The point of Warwick's initial foray into cybernetics was to demonstrate the advantages of intelligent buildings. For more than 20 years, the professor has been researching and developing computer-controlled buildings that can recognize people when they approach, automatically adjust heating conditions, and even greet visitors.

With his electronic tag, the computer-controlled elements of the department of cybernetics offices were able to recognize the professor as he moved from place to place. So for more than a week, Warwick became what was in effect a walking Clapper, turning on lights and opening doors automatically wherever he went. His computer even crooned "Good morning, Professor Warwick," and told him when he had new e-mail messages.

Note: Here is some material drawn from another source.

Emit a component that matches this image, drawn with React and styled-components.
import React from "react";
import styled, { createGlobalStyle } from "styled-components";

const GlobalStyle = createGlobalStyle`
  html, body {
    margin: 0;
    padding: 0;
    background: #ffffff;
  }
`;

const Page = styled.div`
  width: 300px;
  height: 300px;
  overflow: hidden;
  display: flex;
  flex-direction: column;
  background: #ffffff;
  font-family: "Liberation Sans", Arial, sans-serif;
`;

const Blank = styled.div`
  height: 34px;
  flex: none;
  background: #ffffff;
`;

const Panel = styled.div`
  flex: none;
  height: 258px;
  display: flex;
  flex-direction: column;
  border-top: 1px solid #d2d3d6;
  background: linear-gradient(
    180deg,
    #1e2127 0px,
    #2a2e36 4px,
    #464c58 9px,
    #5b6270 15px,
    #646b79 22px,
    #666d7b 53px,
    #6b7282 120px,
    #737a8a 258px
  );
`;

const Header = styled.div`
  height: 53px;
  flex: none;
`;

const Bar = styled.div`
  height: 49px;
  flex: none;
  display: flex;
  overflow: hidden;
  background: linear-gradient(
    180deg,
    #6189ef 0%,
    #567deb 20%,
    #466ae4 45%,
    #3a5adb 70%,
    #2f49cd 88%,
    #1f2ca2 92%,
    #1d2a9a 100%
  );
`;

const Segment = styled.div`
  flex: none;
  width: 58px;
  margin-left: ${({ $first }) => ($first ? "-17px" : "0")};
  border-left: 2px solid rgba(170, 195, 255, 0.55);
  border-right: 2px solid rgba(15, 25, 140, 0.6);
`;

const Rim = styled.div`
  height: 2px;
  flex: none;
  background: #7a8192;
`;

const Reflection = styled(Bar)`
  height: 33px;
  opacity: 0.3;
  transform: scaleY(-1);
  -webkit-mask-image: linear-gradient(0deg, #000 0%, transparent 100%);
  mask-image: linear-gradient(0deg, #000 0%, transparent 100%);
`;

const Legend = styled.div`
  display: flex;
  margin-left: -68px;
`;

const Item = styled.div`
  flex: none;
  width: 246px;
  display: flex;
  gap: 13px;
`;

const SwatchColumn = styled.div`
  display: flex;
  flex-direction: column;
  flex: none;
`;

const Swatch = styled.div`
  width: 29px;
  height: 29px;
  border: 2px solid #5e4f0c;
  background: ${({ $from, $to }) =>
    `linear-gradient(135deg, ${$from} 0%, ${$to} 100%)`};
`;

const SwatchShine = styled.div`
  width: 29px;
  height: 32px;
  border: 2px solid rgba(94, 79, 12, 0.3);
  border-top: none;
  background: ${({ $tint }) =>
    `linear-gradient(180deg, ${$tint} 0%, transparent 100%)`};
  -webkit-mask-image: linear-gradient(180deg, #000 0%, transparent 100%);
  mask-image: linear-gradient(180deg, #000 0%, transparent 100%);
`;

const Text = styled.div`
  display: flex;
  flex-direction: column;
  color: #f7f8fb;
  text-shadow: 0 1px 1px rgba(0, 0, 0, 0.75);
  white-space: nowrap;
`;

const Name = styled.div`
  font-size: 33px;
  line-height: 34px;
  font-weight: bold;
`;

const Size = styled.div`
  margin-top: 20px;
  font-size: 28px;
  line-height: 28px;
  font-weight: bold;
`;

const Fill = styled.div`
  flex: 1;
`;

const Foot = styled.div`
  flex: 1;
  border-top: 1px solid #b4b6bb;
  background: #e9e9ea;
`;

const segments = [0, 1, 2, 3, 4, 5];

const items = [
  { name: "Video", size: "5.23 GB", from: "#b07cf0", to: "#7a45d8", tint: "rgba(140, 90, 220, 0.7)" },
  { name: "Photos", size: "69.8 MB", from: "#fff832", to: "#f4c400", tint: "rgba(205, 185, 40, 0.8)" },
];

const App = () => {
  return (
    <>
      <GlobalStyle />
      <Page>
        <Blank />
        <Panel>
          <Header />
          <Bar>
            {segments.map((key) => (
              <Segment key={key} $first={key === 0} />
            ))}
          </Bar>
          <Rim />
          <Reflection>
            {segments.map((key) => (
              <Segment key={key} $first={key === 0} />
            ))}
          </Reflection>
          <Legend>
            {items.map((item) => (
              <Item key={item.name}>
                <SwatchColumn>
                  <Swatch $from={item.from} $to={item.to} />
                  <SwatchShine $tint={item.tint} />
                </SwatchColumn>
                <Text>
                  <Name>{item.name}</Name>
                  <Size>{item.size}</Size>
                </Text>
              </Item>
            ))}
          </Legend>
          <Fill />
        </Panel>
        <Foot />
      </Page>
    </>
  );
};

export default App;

Aside from the convenience - or annoyance - of enabling your assistant to always find you, such rudimentary cybernetic implants have enormous potential benefits. Convicted felons could be monitored or prevented from entering certain buildings, such as schools. And you would never lock yourself out of your car, because it would always be able to recognize you.

If all this sounds farfetched, consider that Palm Beach, Florida-based Applied Digital Solutions has already applied for a patent for a tracking and identification device that can be implanted under the skin. According to the company, a prototype of the device should be finished by the end of this year. When it is, ADS expects to be able to employ its Digital Angel implants as personal tracking and recovery systems using the GPS navigation system. And there's already interest from law enforcement and security firms.

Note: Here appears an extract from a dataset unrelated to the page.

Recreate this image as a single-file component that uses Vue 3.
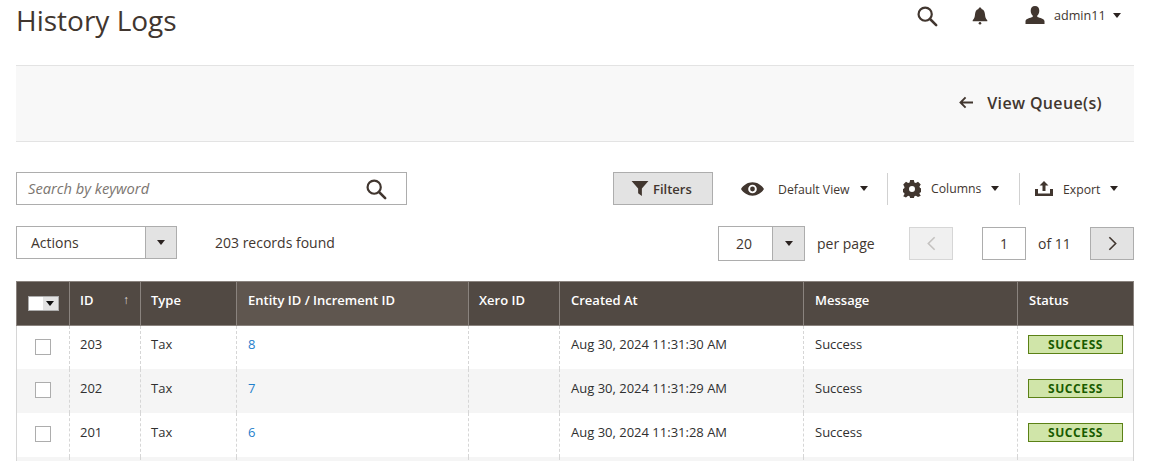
<script setup>
const rows = [
  { id: 203, entity: 8, at: 'Aug 30, 2024 11:31:30 AM' },
  { id: 202, entity: 7, at: 'Aug 30, 2024 11:31:29 AM' },
  { id: 201, entity: 6, at: 'Aug 30, 2024 11:31:28 AM' },
]
</script>

<template>
  <div class="page">
    <header class="top">
      <h1 class="title">History Logs</h1>
      <div class="top-tools">
        <svg class="i-search" viewBox="0 0 24 24"><circle cx="10" cy="10" r="7.2" fill="none" stroke="#41362f" stroke-width="2.4"/><path d="M15.3 15.3 22 22" stroke="#41362f" stroke-width="2.8" stroke-linecap="round"/></svg>
        <svg class="i-bell" viewBox="0 0 16 18"><path d="M8 0.5c.9 0 1.400.6 1.500 1.400C12 2.700 12.800 4.800 13 7.500c.2 2.700.7 4.300 2.300 5.700v1H.7v-1C2.300 11.800 2.800 10.200 3 7.500 3.200 4.800 4 2.700 6.500 1.900 6.600 1.100 7.100.5 8 .5Z" fill="#41362f"/><circle cx="8" cy="16.200" r="1.300" fill="#41362f"/></svg>
        <div class="user">
          <svg viewBox="0 0 20 18" width="20" height="18"><path d="M10 0c2.800 0 4.300 2 4.300 4.700 0 2-.8 3.800-2 4.900v1.500c2.500.8 7 1.700 7.200 4.200V18H.5v-2.700c.2-2.500 4.700-3.400 7.200-4.200V9.600c-1.200-1.100-2-2.900-2-4.900C5.700 2 7.200 0 10 0Z" fill="#41362f"/></svg>
          <span class="user-name">admin11</span>
          <span class="caret small"></span>
        </div>
      </div>
    </header>

    <div class="action-bar">
      <svg viewBox="0 0 16 14" width="15" height="13"><path d="M15 7H2M7 1.500 1.500 7 7 12.500" fill="none" stroke="#41362f" stroke-width="2"/></svg>
      <span class="back-label">View Queue(s)</span>
    </div>

    <div class="toolbar">
      <div class="search">
        <span class="placeholder">Search by keyword</span>
        <svg viewBox="0 0 24 24" width="22" height="22"><circle cx="10" cy="10" r="7.200" fill="none" stroke="#41362f" stroke-width="2.400"/><path d="M15.300 15.300 22 22" stroke="#41362f" stroke-width="2.800" stroke-linecap="round"/></svg>
      </div>
      <div class="tools">
        <button class="filters">
          <svg viewBox="0 0 18 16" width="18" height="15"><path d="M0 0h18L11 8v8L7 13V8Z" fill="#41362f"/></svg>
          Filters
        </button>
        <div class="tool view">
          <svg viewBox="0 0 24 14" width="23" height="14"><path fill-rule="evenodd" d="M12 0c5 0 9.500 3 12 7-2.500 4-7 7-12 7S2.500 11 0 7c2.500-4 7-7 12-7Zm0 2.500a4.500 4.500 0 1 0 0 9 4.500 4.500 0 0 0 0-9Zm0 2a2.500 2.500 0 1 1 0 5 2.500 2.500 0 0 1 0-5Z" fill="#41362f"/></svg>
          <span class="tool-label">Default View</span>
          <span class="caret"></span>
        </div>
        <div class="tool columns">
          <svg viewBox="0 0 24 24" width="18" height="18"><path fill-rule="evenodd" d="M9.500 0h5l.7 3.300 2 .8L20 2.300 23.700 6l-1.800 2.800.8 2 3.300.7H24v5l-1.300-.2-.8 2 1.800 2.800-3.700 1.700-2.800-1.800-2 .8-.7 2.200h-5l-.7-2.200-2-.8L4 23.200.3 21.500l1.800-2.800-.8-2L0 16.500v-5l1.300.3.800-2L.3 6 4 2.300l2.800 1.800 2-.8ZM12 8a4 4 0 1 0 0 8 4 4 0 0 0 0-8Z" fill="#41362f"/></svg>
          <span class="tool-label">Columns</span>
          <span class="caret"></span>
        </div>
        <div class="tool export">
          <svg viewBox="0 0 18 15" width="18" height="15"><path d="M9 0l4.500 4.500H10.500V10h-3V4.500H4.500Z" fill="#41362f"/><path d="M0 8h3v4.500h12V8h3v7H0Z" fill="#41362f"/></svg>
          <span class="tool-label">Export</span>
          <span class="caret"></span>
        </div>
      </div>
    </div>

    <div class="toolbar second">
      <div class="left">
        <div class="actions">
          <span class="actions-label">Actions</span>
          <span class="drop narrow"><span class="caret"></span></span>
        </div>
        <span class="records">203 records found</span>
      </div>
      <div class="pager">
        <div class="perpage">
          <span class="perpage-value">20</span>
          <span class="drop"><span class="caret"></span></span>
        </div>
        <span class="per-label">per page</span>
        <button class="page-btn disabled">
          <svg viewBox="0 0 10 16" width="9" height="15"><path d="M8.500 1 1.500 8l7 7" fill="none" stroke="#c4c2c0" stroke-width="1.800"/></svg>
        </button>
        <span class="page-input">1</span>
        <span class="of">of 11</span>
        <button class="page-btn">
          <svg viewBox="0 0 10 16" width="9" height="15"><path d="M1.500 1l7 7-7 7" fill="none" stroke="#41362f" stroke-width="1.800"/></svg>
        </button>
      </div>
    </div>

    <table class="grid">
      <colgroup>
        <col class="c1" /><col class="c2" /><col class="c3" /><col class="c4" />
        <col class="c5" /><col class="c6" /><col class="c7" /><col class="c8" />
      </colgroup>
      <thead>
        <tr>
          <th class="check-head">
            <span class="multi"><span class="multi-box"></span><span class="multi-drop"><span class="caret tiny"></span></span></span>
          </th>
          <th><span class="id-head">ID<span class="arrow">↑</span></span></th>
          <th>Type</th>
          <th class="hover shift">Entity ID / Increment ID</th>
          <th>Xero ID</th>
          <th class="shift">Created At</th>
          <th class="shift">Message</th>
          <th class="shift">Status</th>
        </tr>
      </thead>
      <tbody>
        <tr v-for="(r, i) in rows" :key="r.id" :class="{ alt: i % 2 === 1 }">
          <td class="check-cell"><span class="checkbox"></span></td>
          <td>{{ r.id }}</td>
          <td>Tax</td>
          <td class="shift"><a class="link">{{ r.entity }}</a></td>
          <td></td>
          <td class="shift">{{ r.at }}</td>
          <td class="shift">Success</td>
          <td class="status-cell"><span class="badge">SUCCESS</span></td>
        </tr>
        <tr class="alt">
          <td></td><td></td><td></td><td></td><td></td><td></td><td></td><td></td>
        </tr>
      </tbody>
    </table>
  </div>
</template>

<style>
html, body { margin: 0; height: 461px; overflow: hidden; background: #fff; }
</style>

<style scoped>
.page {
  width: 1118px;
  margin-left: 16px;
  font-family: "Open Sans", sans-serif;
  color: #41362f;
  font-size: 14px;
}
.top {
  height: 65px;
  display: flex;
  justify-content: space-between;
  align-items: flex-start;
}
.title {
  margin: 0;
  font-size: 28px;
  line-height: 40px;
  font-weight: 400;
  color: #41362f;
}
.top-tools {
  display: flex;
  align-items: center;
  height: 32px;
  width: 217px;
  margin-right: 1px;
}
.i-search { width: 22px; height: 22px; flex: none; }
.i-bell { margin-left: 34px; width: 16px; height: 18px; flex: none; }
.user { display: flex; align-items: center; margin-left: 37px; margin-top: -2px; white-space: nowrap; }
.user-name { font-size: 12.600px; margin-left: 9px; }
.caret {
  display: inline-block;
  flex: none;
  width: 0;
  height: 0;
  border-left: 4.500px solid transparent;
  border-right: 4.500px solid transparent;
  border-top: 5px solid #2b2320;
}
.caret.small { margin-left: 7px; }
.caret.tiny { border-left-width: 4px; border-right-width: 4px; border-top-width: 5px; }

.action-bar {
  background: #f8f8f8;
  border-top: 1px solid #e3e3e3;
  border-bottom: 1px solid #e3e3e3;
  display: flex;
  align-items: center;
  justify-content: flex-end;
  padding-right: 32px;
  padding-bottom: 2px;
  height: 73px;
}
.back-label { font-size: 16px; font-weight: 600; margin-left: 13px; letter-spacing: .35px; }

.toolbar {
  display: flex;
  justify-content: space-between;
  align-items: center;
  margin-top: 30px;
  height: 33px;
}
.search {
  width: 391px;
  height: 33px;
  box-sizing: border-box;
  border: 1px solid #adadad;
  display: flex;
  align-items: center;
  justify-content: space-between;
  padding: 0 19px 0 11px;
}
.placeholder { font-style: italic; color: #7b7570; font-size: 14.700px; padding-bottom: 2px; }
.tools { display: flex; align-items: center; }
.filters {
  width: 100px;
  height: 33px;
  box-sizing: border-box;
  background: #e3e3e3;
  border: 1px solid #adadad;
  font: 600 13px "Open Sans", sans-serif;
  color: #41362f;
  display: flex;
  align-items: center;
  justify-content: flex-start;
  gap: 4px;
  padding: 0 0 0 17px;
}
.tool { display: flex; align-items: center; height: 32px; font-size: 12.250px; box-sizing: border-box; white-space: nowrap; }
.tool .caret { margin-left: 10px; }
.tool-label { color: #41362f; }
.view { width: 175px; padding-left: 28px; border-right: 1px solid #d1d1d1; }
.view .tool-label { margin-left: 14px; padding-top: 1px; }
.columns { width: 132px; padding-left: 15px; border-right: 1px solid #d1d1d1; }
.columns .tool-label { margin-left: 10px; }
.export { width: 114px; padding-left: 15px; }
.export .tool-label { margin-left: 10px; padding-top: 1px; }

.second { margin-top: 21px; height: 35px; align-items: flex-start; }
.left { display: flex; align-items: center; height: 33px; }
.actions {
  width: 161px;
  height: 33px;
  box-sizing: border-box;
  border: 1px solid #adadad;
  display: flex;
  align-items: center;
  justify-content: space-between;
}
.actions-label { padding-left: 14px; }
.drop {
  width: 31px;
  align-self: stretch;
  background: #e3e3e3;
  border-left: 1px solid #adadad;
  display: flex;
  align-items: center;
  justify-content: center;
}
.drop.narrow { width: 30px; }
.records { margin-left: 38px; }
.pager { display: flex; align-items: center; height: 35px; }
.perpage {
  width: 87px;
  height: 35px;
  box-sizing: border-box;
  border: 1px solid #adadad;
  display: flex;
  align-items: center;
  justify-content: space-between;
}
.perpage-value { padding-left: 17px; }
.per-label { margin-left: 12px; width: 58px; }
.page-btn {
  width: 44px;
  height: 33px;
  box-sizing: border-box;
  background: #e3e3e3;
  border: 1px solid #adadad;
  display: flex;
  align-items: center;
  justify-content: center;
  padding: 0;
}
.page-btn.disabled { background: #f0f0f0; border-color: #d6d6d6; margin-left: 34px; }
.page-input {
  width: 44px;
  height: 33px;
  box-sizing: border-box;
  border: 1px solid #adadad;
  margin-left: 29px;
  display: flex;
  align-items: center;
  justify-content: center;
}
.of { margin-left: 12px; width: 52px; }

.grid {
  margin-top: 20px;
  width: 1117px;
  border-collapse: collapse;
  table-layout: fixed;
  font-size: 13px;
}
.c1 { width: 53px; }
.c2 { width: 71px; }
.c3 { width: 96px; }
.c4 { width: 232px; }
.c5 { width: 91px; }
.c6 { width: 244px; }
.c7 { width: 214px; }
.c8 { width: 116px; }
th {
  height: 44px;
  box-sizing: border-box;
  background: #514943;
  color: #fff;
  font-weight: 600;
  text-align: left;
  padding: 0 10px 8px;
  border: 1px solid #8a837e;
}
th.hover { background: #5f564f; }
td {
  height: 44px;
  box-sizing: border-box;
  padding: 0 10px 5px;
  border-left: 1px dashed #d6d6d6;
  border-right: 1px dashed #d6d6d6;
  color: #303030;
}
tbody tr:first-child td { height: 43px; padding-bottom: 7px; }
th.shift, td.shift { padding-left: 11px; }
td:first-child { border-left: 1px solid #d6d6d6; }
td:last-child { border-right: 1px solid #d6d6d6; }
tr.alt td { background: #f5f5f5; }
th.check-head { text-align: center; padding: 0 0 4px; }
td.check-cell { text-align: center; padding: 0 0 4px; }
tbody tr:first-child td.check-cell { padding-bottom: 4px; }
.multi { display: inline-flex; width: 31px; height: 15px; vertical-align: middle; border: 1px solid #adadad; box-sizing: border-box; }
.multi-box { flex: 1; background: #fff; }
.multi-drop { width: 15px; background: #e3e3e3; display: flex; align-items: center; justify-content: center; }
.multi-drop .caret { border-top-color: #111; }
.id-head { display: flex; justify-content: space-between; align-items: center; }
.arrow { font-size: 12px; font-weight: 400; color: #dcdad8; margin-right: 1px; }
.checkbox {
  display: inline-block;
  width: 16px;
  height: 16px;
  box-sizing: border-box;
  border: 1px solid #adadad;
  background: #fff;
  vertical-align: middle;
}
.link { color: #1f80cc; }
td.status-cell { padding: 0 10px 5px 10px; }
tbody tr:first-child td.status-cell { padding-bottom: 6px; }
.badge {
  display: block;
  height: 19px;
  box-sizing: border-box;
  background: #d0e5a9;
  border: 1px solid #5b8116;
  color: #185b00;
  font-weight: 700;
  font-size: 12px;
  line-height: 18px;
  text-align: center;
  letter-spacing: .6px;
}
</style>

Warwick admits that raising the specter of Big Brother was one of the goals of his first experiment. Most of us are likely to be a little uncomfortable with the idea that elevators could recognize us or that employers could know how many times you went to the bathroom and which stall you used. But the professor believes the benefits will outweigh the disadvantages.

"The computer should be able to recognize more than movement," he explains,"it could also recognize emotional signals, like anger, shock, and also pain. Of course, at first it won't know it's anger, but the potential is there to learn it. Eventually, we may get robots to learn 'this is anger' and 'this is pain.'" As Warwick envisions it, a computer that understands human emotions could be of value in resolving conflicts, making humans feel better, and even replacing some conventional drugs.

It doesn't stop there, either. The professor is already thinking about trying out more silicon implants.

"There's the possibility of feeding other information into our bodies," he maintains."The robots in our lab, for example, sense the world in terms of ultrasonics, so why not give that ability to humans? I hope to try that next by combining that information with my visual information and seeing if I can visually tie in to it and give myself an extra sense, an extrasensory perception for real."

By the end of the 21st century, Warwick thinks we all may be tied in together. A world of interconnected cybernetically enhanced humans would allow everyone to experience just about anything. Internet service providers and cellphones with Web access would be a distant memory. Our bodies and brains will be wirelessly connected to the Web.

"We will simply be able to think to each other," he predicts."We will have memories of events that we have not witnessed, and mathematical abilities that far surpass anything today."